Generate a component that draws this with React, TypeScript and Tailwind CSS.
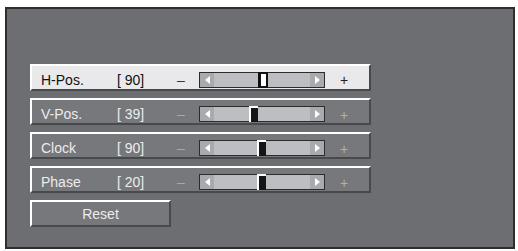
import React from 'react';

type Row = { label: string; value: number; thumb: number; active?: boolean };

const rows: Row[] = [
  { label: 'H-Pos.', value: 90, thumb: 59, active: true },
  { label: 'V-Pos.', value: 39, thumb: 50 },
  { label: 'Clock', value: 90, thumb: 58 },
  { label: 'Phase', value: 20, thumb: 58 },
];

function Track({ thumb, active }: { thumb: number; active?: boolean }) {
  return (
    <div className="relative w-[126px] h-[16px] border border-[#2c2c2e] bg-[#bdbec1] flex justify-between">
      <div className="w-[14px] h-full bg-[#a9aaad] flex items-center justify-center">
        <svg width="5" height="8" viewBox="0 0 5 8">
          <path d="M5 0 L0 4 L5 8 Z" fill="#ffffff" />
        </svg>
      </div>
      <div className="w-[14px] h-full bg-[#a9aaad] flex items-center justify-center">
        <svg width="5" height="8" viewBox="0 0 5 8">
          <path d="M0 0 L5 4 L0 8 Z" fill="#ffffff" />
        </svg>
      </div>
      {active ? (
        <div className="absolute top-[-1px] w-[10px] h-[16px] bg-[#111] pt-[2px]" style={{ left: thumb - 1 }}>
          <div className="ml-[3px] w-[5px] h-[12px] bg-white" />
        </div>
      ) : (
        <div
          className="absolute top-[-1px] w-[9px] h-[16px] bg-[#151515] border-t-2 border-l-2 border-white"
          style={{ left: thumb - 1 }}
        />
      )}
    </div>
  );
}

export default function App() {
  return (
    <div className="w-[518px] h-[251px] bg-white pt-[7px] pl-[5px]" style={{ fontFamily: '"Liberation Sans", Arial, sans-serif' }}>
      <div className="w-[510px] h-[242px] border-2 border-[#2e2e30] bg-[#6d6e72] pl-[23px] pt-[55px] flex flex-col gap-[7px]">
        {rows.map((r) => (
          <div
            key={r.label}
            className={`w-[341px] h-[27px] border-t-2 border-l-2 border-white border-b-2 border-r-2 border-b-[#48494c] border-r-[#48494c] flex items-center pt-[5px] text-[14px] ${
              r.active ? 'bg-[#e9e9eb] text-[#111]' : 'bg-[#77787c] text-[#ececec]'
            }`}
          >
            <span className="w-[85px] pl-[9px]">{r.label}</span>
            <span className="w-[60px]">[ {r.value}]</span>
            <span className={`w-[22px] ${r.active ? 'text-[#333]' : 'text-[#a9a9ab]'}`}>–</span>
            <Track thumb={r.thumb} active={r.active} />
            <span className={`ml-[15px] ${r.active ? 'text-[#222]' : 'text-[#b0b0b2] mt-[3px]'}`}>+</span>
          </div>
        ))}
        <div className="w-[141px] h-[27px] border-t-2 border-l-2 border-white border-b-2 border-r-2 border-b-[#48494c] border-r-[#48494c] bg-[#77787c] flex items-center justify-center text-[14px] text-[#ececec] pt-[2px]">
          Reset
        </div>
      </div>
    </div>
  );
}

■ **What is being asked**:
Write the material out again exactly as it appears, dropping the pictures.

■ **Result for this task**:
Generate a component that draws this with React, TypeScript and Tailwind CSS.
import React from 'react';

type Row = { label: string; value: number; thumb: number; active?: boolean };

const rows: Row[] = [
  { label: 'H-Pos.', value: 90, thumb: 59, active: true },
  { label: 'V-Pos.', value: 39, thumb: 50 },
  { label: 'Clock', value: 90, thumb: 58 },
  { label: 'Phase', value: 20, thumb: 58 },
];

function Track({ thumb, active }: { thumb: number; active?: boolean }) {
  return (
    <div className="relative w-[126px] h-[16px] border border-[#2c2c2e] bg-[#bdbec1] flex justify-between">
      <div className="w-[14px] h-full bg-[#a9aaad] flex items-center justify-center">
        <svg width="5" height="8" viewBox="0 0 5 8">
          <path d="M5 0 L0 4 L5 8 Z" fill="#ffffff" />
        </svg>
      </div>
      <div className="w-[14px] h-full bg-[#a9aaad] flex items-center justify-center">
        <svg width="5" height="8" viewBox="0 0 5 8">
          <path d="M0 0 L5 4 L0 8 Z" fill="#ffffff" />
        </svg>
      </div>
      {active ? (
        <div className="absolute top-[-1px] w-[10px] h-[16px] bg-[#111] pt-[2px]" style={{ left: thumb - 1 }}>
          <div className="ml-[3px] w-[5px] h-[12px] bg-white" />
        </div>
      ) : (
        <div
          className="absolute top-[-1px] w-[9px] h-[16px] bg-[#151515] border-t-2 border-l-2 border-white"
          style={{ left: thumb - 1 }}
        />
      )}
    </div>
  );
}

export default function App() {
  return (
    <div className="w-[518px] h-[251px] bg-white pt-[7px] pl-[5px]" style={{ fontFamily: '"Liberation Sans", Arial, sans-serif' }}>
      <div className="w-[510px] h-[242px] border-2 border-[#2e2e30] bg-[#6d6e72] pl-[23px] pt-[55px] flex flex-col gap-[7px]">
        {rows.map((r) => (
          <div
            key={r.label}
            className={`w-[341px] h-[27px] border-t-2 border-l-2 border-white border-b-2 border-r-2 border-b-[#48494c] border-r-[#48494c] flex items-center pt-[5px] text-[14px] ${
              r.active ? 'bg-[#e9e9eb] text-[#111]' : 'bg-[#77787c] text-[#ececec]'
            }`}
          >
            <span className="w-[85px] pl-[9px]">{r.label}</span>
            <span className="w-[60px]">[ {r.value}]</span>
            <span className={`w-[22px] ${r.active ? 'text-[#333]' : 'text-[#a9a9ab]'}`}>–</span>
            <Track thumb={r.thumb} active={r.active} />
            <span className={`ml-[15px] ${r.active ? 'text-[#222]' : 'text-[#b0b0b2] mt-[3px]'}`}>+</span>
          </div>
        ))}
        <div className="w-[141px] h-[27px] border-t-2 border-l-2 border-white border-b-2 border-r-2 border-b-[#48494c] border-r-[#48494c] bg-[#77787c] flex items-center justify-center text-[14px] text-[#ececec] pt-[2px]">
          Reset
        </div>
      </div>
    </div>
  );
}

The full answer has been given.